Omnichannel Precision Drives Customer Loyalty
Consumer expectations around convenience, speed, and consistency continue to rise. Retailers are responding by treating stores as fulfillment hubs, unifying inventory across channels, and rethinking returns as engagement opportunities. A significant portion of consumers make additional purchases during return transactions underscoring the revenue potential of getting omnichannel execution right.
Unified dashboards and cross-channel visibility are becoming table stakes. Retailers lacking a single source of truth struggle with stockouts, oversells, and customer dissatisfaction at scale.

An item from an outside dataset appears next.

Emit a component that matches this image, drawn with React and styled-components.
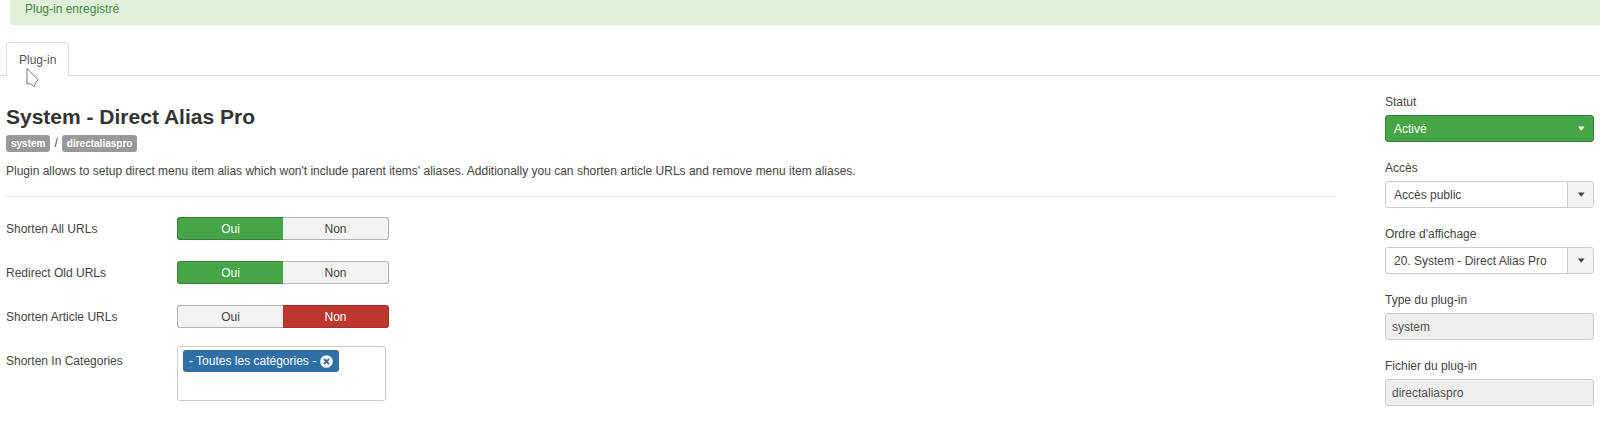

Workforce Pressures Accelerate Automation and Upskilling
Labor challenges remain a defining constraint. An aging workforce, persistent skills gaps, and increased competition for talent are pushing retailers to invest more aggressively in automation and employee development. AI and automation are not replacing people, but augmenting them, allowing teams to focus on higher-value decision-making.
Retailers pairing technology investments with training and retention strategies are seeing stronger adoption, higher productivity, and smoother organizational change.
Regionalization and Localized Production Gain Momentum
Finally, regional command centers and localized production models are reshaping fulfillment strategies. Micro factories, additive manufacturing, and localized assembly allow retailers to shorten lead times, reduce waste, and customize offerings closer to demand. Physical stores increasingly serve as critical nodes within these regional ecosystems, blurring the line between retail and logistics.
Looking Ahead
Collectively, these trends point to a future defined by agility, intelligence, and resilience. Retailers that succeed in 2026 will not be those chasing every new technology, but those building connected, adaptable systems capable of evolving alongside uncertainty. Increasingly, we see retailers achieving measurable returns, often within 12 months, by focusing on practical, integrated innovation rather than transformational overhauls.
The path forward is clear: invest in visibility, embrace adaptability, and design operations not for certainty, but for change.